— А как же так? Тебя раскулачили, а его — нет? — удивился Кила.
— Мы с ним разделились давно, разными домами и семьями жили. Не ходили друг к другу. А когда виделись — ругались. Он меня отрыжкой старорежимной лаял. Вот говно! А когда меня кулачили и оставили голым, куска хлеба не принес! — блеснули слезы на глаза Иллариона.
— Да, паскуда он у тебя, — согласился фартовый.
— Жаль, что батя наш рано отошел. Уж он ему шкуру до самой задницы кнутом спустил бы.
— У меня сестра тоже было хвост подняла.

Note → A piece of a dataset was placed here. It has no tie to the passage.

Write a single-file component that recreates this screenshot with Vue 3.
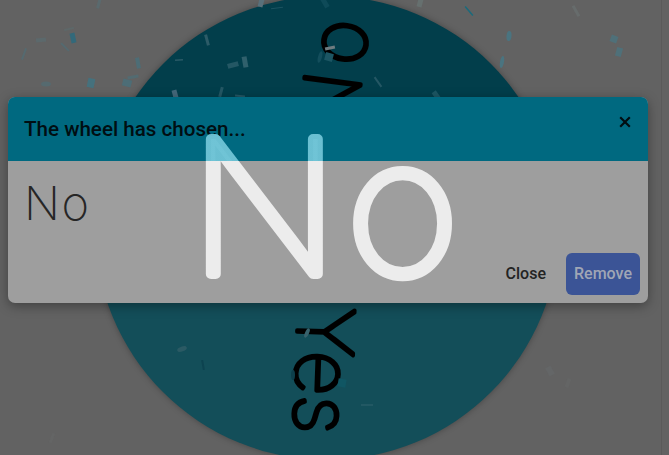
<script setup>
const confetti = [
  { x: 73, y: 38, w: 5, h: 10, r: -12, c: '#33697a' },
  { x: 99, y: 3, w: 3, h: 11, r: 15, c: '#5a6a6e' },
  { x: 69, y: 29, w: 10, h: 2, r: -15, c: '#5e6869' },
  { x: 41, y: 40, w: 10, h: 4, r: -5, c: '#5c696c' },
  { x: 65, y: 47, w: 11, h: 2, r: 45, c: '#556a70' },
  { x: 24, y: 54, w: 2, h: 12, r: 20, c: '#556a70' },
  { x: 138, y: 63, w: 4, h: 11, r: -10, c: '#4d6d76' },
  { x: 133, y: 77, w: 11, h: 3, r: -10, c: '#536b71' },
  { x: 127, y: 83, w: 9, h: 7, r: 15, c: '#4d6d76' },
  { x: 91, y: 83, w: 7, h: 9, r: 12, c: '#45717d' },
  { x: 46, y: 84, w: 10, h: 5, r: 0, c: '#566a6f', round: true },
  { x: 261, y: 3, w: 5, h: 8, r: 15, c: '#59707a' },
  { x: 207, y: 40, w: 3, h: 11, r: -15, c: '#2c5b67' },
  { x: 277, y: 8, w: 12, h: 1, r: -8, c: '#1c5361' },
  { x: 179, y: 60, w: 8, h: 1.5, r: -5, c: '#2a5a67' },
  { x: 233, y: 65, w: 11, h: 5, r: -15, c: '#245764' },
  { x: 245, y: 62, w: 5, h: 11, r: -10, c: '#30606c' },
  { x: 221, y: 92, w: 3, h: 10, r: 15, c: '#245764' },
  { x: 175, y: 94, w: 5, h: 8, r: -15, c: '#44687a' },
  { x: 240, y: 96, w: 10, h: 2, r: 5, c: '#245764' },
  { x: 330, y: 48, w: 10, h: 3, r: -12, c: '#6f7c80' },
  { x: 329, y: 57, w: 8, h: 8, r: 15, c: '#1c5663' },
  { x: 320, y: 57, w: 4, h: 12, r: 15, c: '#134e5c', round: true },
  { x: 325, y: 3, w: 5, h: 10, r: -30, c: '#0e4a58' },
  { x: 420, y: 3, w: 5, h: 8, r: 15, c: '#66706f' },
  { x: 469, y: 11, w: 1.5, h: 12, r: -40, c: '#1a6a7c' },
  { x: 378, y: 82, w: 2, h: 12, r: -35, c: '#245764' },
  { x: 436, y: 95, w: 5, h: 8, r: -35, c: '#1c5663' },
  { x: 509, y: 36, w: 5, h: 10, r: 5, c: '#4a7480', round: true },
  { x: 502, y: 62, w: 4, h: 12, r: 10, c: '#4a7480', round: true },
  { x: 576, y: 11, w: 3, h: 12, r: -30, c: '#676c6c' },
  { x: 614, y: 39, w: 7, h: 7, r: 20, c: '#4f7079' },
  { x: 619, y: 52, w: 6, h: 9, r: 15, c: '#4f7079' },
  { x: 182, y: 349, w: 10, h: 5, r: -20, c: '#2b5a64', round: true },
  { x: 203, y: 365, w: 2, h: 10, r: -10, c: '#0d4350' },
  { x: 307, y: 333, w: 4, h: 10, r: 25, c: '#38626c', round: true },
  { x: 293, y: 375, w: 4, h: 10, r: 0, c: '#0d3f4b', round: true },
  { x: 342, y: 383, w: 8, h: 8, r: 10, c: '#105663' },
  { x: 367, y: 405, w: 12, h: 1, r: 0, c: '#33636e' },
  { x: 52, y: 438, w: 3, h: 10, r: 20, c: '#646565' },
  { x: 550, y: 371, w: 6, h: 9, r: -30, c: '#646667' },
  { x: 568, y: 383, w: 4, h: 9, r: 20, c: '#646565' }
]
</script>

<template>
  <div class="page">
    <main class="stage">
      <svg class="wheel" viewBox="0 0 662 455" width="662" height="455">
        <g class="disc">
          <path d="M95 228 A232 232 0 0 1 559 228 Z" fill="#023e4b" />
          <path d="M95 228 A232 232 0 0 0 559 228 Z" fill="#134e59" />
        </g>
        <text class="label label-no" transform="translate(354 135) rotate(-82.5)">No</text>
        <text class="label" transform="translate(298 306) rotate(92)">Yes</text>
        <g v-for="(p, i) in confetti" :key="i" :transform="`translate(${p.x} ${p.y}) rotate(${p.r})`">
          <ellipse v-if="p.round" :rx="p.w / 2" :ry="p.h / 2" :fill="p.c" />
          <rect v-else :x="-p.w / 2" :y="-p.h / 2" :width="p.w" :height="p.h" :fill="p.c" />
        </g>
      </svg>
    </main>
    <aside class="rail"></aside>

    <section class="modal">
      <header class="modal-head">
        <h2 class="modal-title">The wheel has chosen...</h2>
        <svg class="close-icon" viewBox="0 0 14 14" width="14" height="14">
          <path d="M2.2 2.2 L11.8 11.8 M11.8 2.2 L2.2 11.8" />
        </svg>
      </header>
      <div class="modal-body">
        <p class="result">No</p>
      </div>
      <footer class="modal-foot">
        <button class="btn btn-plain" type="button">Close</button>
        <button class="btn btn-primary" type="button">Remove</button>
      </footer>
    </section>

    <svg class="winner" viewBox="0 0 669 455" width="669" height="455">
      <defs>
        <linearGradient id="winnerFill" gradientUnits="userSpaceOnUse" x1="0" y1="-274" x2="0" y2="181">
          <stop offset="0.3538" stop-color="#70c4d6" stop-opacity="0.95" />
          <stop offset="0.3538" stop-color="#ececec" />
        </linearGradient>
      </defs>
      <text class="winner-text" transform="translate(189 274) scale(1.05 1)">No</text>
    </svg>
  </div>
</template>

<style scoped>
.page {
  position: relative;
  display: flex;
  width: 669px;
  height: 455px;
  overflow: hidden;
  background: #626262;
  font-family: Roboto, "Liberation Sans", sans-serif;
}
.stage {
  flex: 1;
  min-width: 0;
}
.rail {
  flex: 0 0 7px;
  border-left: 1px solid #5a5a5a;
}
.wheel {
  display: block;
}
.disc {
  filter: drop-shadow(0 0 3px rgba(0, 0, 0, 0.3));
}
.label {
  font-family: Inter, sans-serif;
  font-weight: 100;
  font-size: 78px;
  fill: #000;
  stroke: #000;
  stroke-width: 4px;
  stroke-linejoin: round;
  stroke-linecap: round;
}
.label-no {
  letter-spacing: 8px;
}
.modal {
  position: absolute;
  left: 8px;
  top: 97px;
  width: 640px;
  height: 206px;
  display: flex;
  flex-direction: column;
  border-radius: 7px;
  overflow: hidden;
  background: #9e9e9e;
  box-shadow: 0 3px 12px rgba(0, 0, 0, 0.35);
}
.modal-head {
  flex: 0 0 64px;
  display: flex;
  align-items: flex-start;
  justify-content: space-between;
  padding: 18px 16px 0;
  box-sizing: border-box;
  background: #006980;
}
.modal-title {
  margin: 1px 0 0;
  font-size: 20.6px;
  line-height: 27px;
  font-weight: 500;
  color: #000e12;
}
.close-icon {
  fill: none;
  stroke: #000e12;
  stroke-width: 2.2;
}
.modal-body {
  flex: 1;
  padding: 14px 16px 0;
}
.result {
  margin: 0;
  font-family: Inter, sans-serif;
  font-weight: 200;
  font-size: 47px;
  letter-spacing: 1.5px;
  line-height: 56px;
  color: #262626;
}
.modal-foot {
  display: flex;
  justify-content: flex-end;
  align-items: center;
  gap: 8px;
  padding: 0 8px 8px;
}
.btn {
  height: 42px;
  padding-bottom: 2px;
  border: 0;
  border-radius: 6px;
  font-family: inherit;
  font-size: 16px;
  font-weight: 500;
}
.btn-plain {
  padding-left: 11px;
  padding-right: 12px;
  background: transparent;
  color: #232323;
}
.btn-primary {
  width: 74px;
  padding-left: 0;
  padding-right: 0;
  background: #3b5496;
  color: #a0a6b5;
}
.winner {
  position: absolute;
  left: 0;
  top: 0;
  pointer-events: none;
}
.winner-text {
  font-family: Inter, sans-serif;
  font-weight: 100;
  font-size: 186px;
  letter-spacing: 6px;
  fill: url(#winnerFill);
  stroke: url(#winnerFill);
  stroke-width: 10px;
  stroke-linejoin: round;
  stroke-linecap: round;
}
</style>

Ну да мы ее быстро обломали. Нащелкали по ушам и по хозяйству заставили вкалывать, как кобылу. Собраниями брюхо не накормишь, — согласился костромской мужик.
— А как же брат тебя оклеветал? За что? — спросил Аслан Иллариона.
— За то, что я налог не весь платил. Утаивал от властей. А я платил. Справно. Богу то ведомо.
— Перевернулся свет. Брат на брата пошел, — поник головой старый вологодский священник, вспомнив, что он и вовсе не знает, за что арестован и осужден.
Вон и трое музыкантов понурились тоже. Ни домов, ни семей у них не было. В карманах пусто. Жили голодно. Не то что завидовать, пожалеть бы впору. Ан и их замели. За веселье: никто не поверил, что голодный может развеселить сытого.
Да и музыку обозвали грязно. Буржуазной, легкомысленной, вздорной и никчемной. Вредной и опасной людям, особо молодым. Даже Вагнер и Шостакович в исполнении этих музыкантов были признаны крамольными.
Новый начальник зоны, просмотрев их дела, долго метался по кабинету, стиснув кулаки. Свирепел молча. Утром направил дело музыкантов в область. И теперь ждал результат. Но заранее, не зная наверняка, ничего не обещал людям.
Пять лет отсидели они в зоне. Расплачиваясь, день за днем, за каждый концерт, за всякий светлый миг, за музыку, которую любили больше жизни и несли ее в памяти и в сердце через все колымские версты, через дожди, морозы, бури. Через болезни и голод. Она оказалась сильнее приговора, живучее Колымы. Она пела трепетно в сердце каждого. Она жила и заставляла выжить. Если б не она, жизнь давно бы покинула этих троих людей, ставших похожими на тени, на робкую музыку, хотя нет, теперь лишь на ее эхо. Ведь испорчены тяжким трудом руки, а с негнущимися пальцами их не примет ни один оркестр, ни один камерный ансамбль…
На что Аслан был равнодушен к музыке! И признавал лишь свои, национальные мелодии и песни. Но почти каждый вечер молча подходил к музыкантам и, становясь перед скалой, один на один, крошил неподатливую породу ломом, отваливая глыбы-махины. Дотягивая выработку до нормы. Случалось, дотемна, до упаду, но не отходил, покуда норма музыкантов не оказывалась выполненной.
Их он жалел, как большой ребенок жалеет хрупкий цветок, слабую бабочку. По принципу — пусть живет красиво. Нельзя же надрывать всех…
Кила помогал священнику. И тоже молча. Ежедневно. За что не раз высмеивали его орловские мужики, мол, за отпущенье грехов уже три шкуры с рук слезло. А Бог, может, и не увидит подвига.
Бригадир молчал. Орловских на трассе не любил никто. Вороватые, жадные, завистливые, они ругались чаще и громче всех. Их еле терпела бригада.
Вот и сегодня сидят зэки у костра, переговариваются тихо. Орловских не замечают. Никто. Даже обиженники.
Ночь на Колыме, да еще в горах, холодна по-особому. Она прохватывает ветром насквозь. Она забирает у земли все дневное тепло. Она не баюкает — убивает.
Таращатся на ее скалы лупастые звезды, словно немая охрана зэков караулит. Живых и мертвых. Одних — пересчитывают, других — отпевают.
Тихо. Не звенит металл в горах, не вгрызаются люди в их бока ломами, не срывает голоса охрана, подгоняя, торопя людей.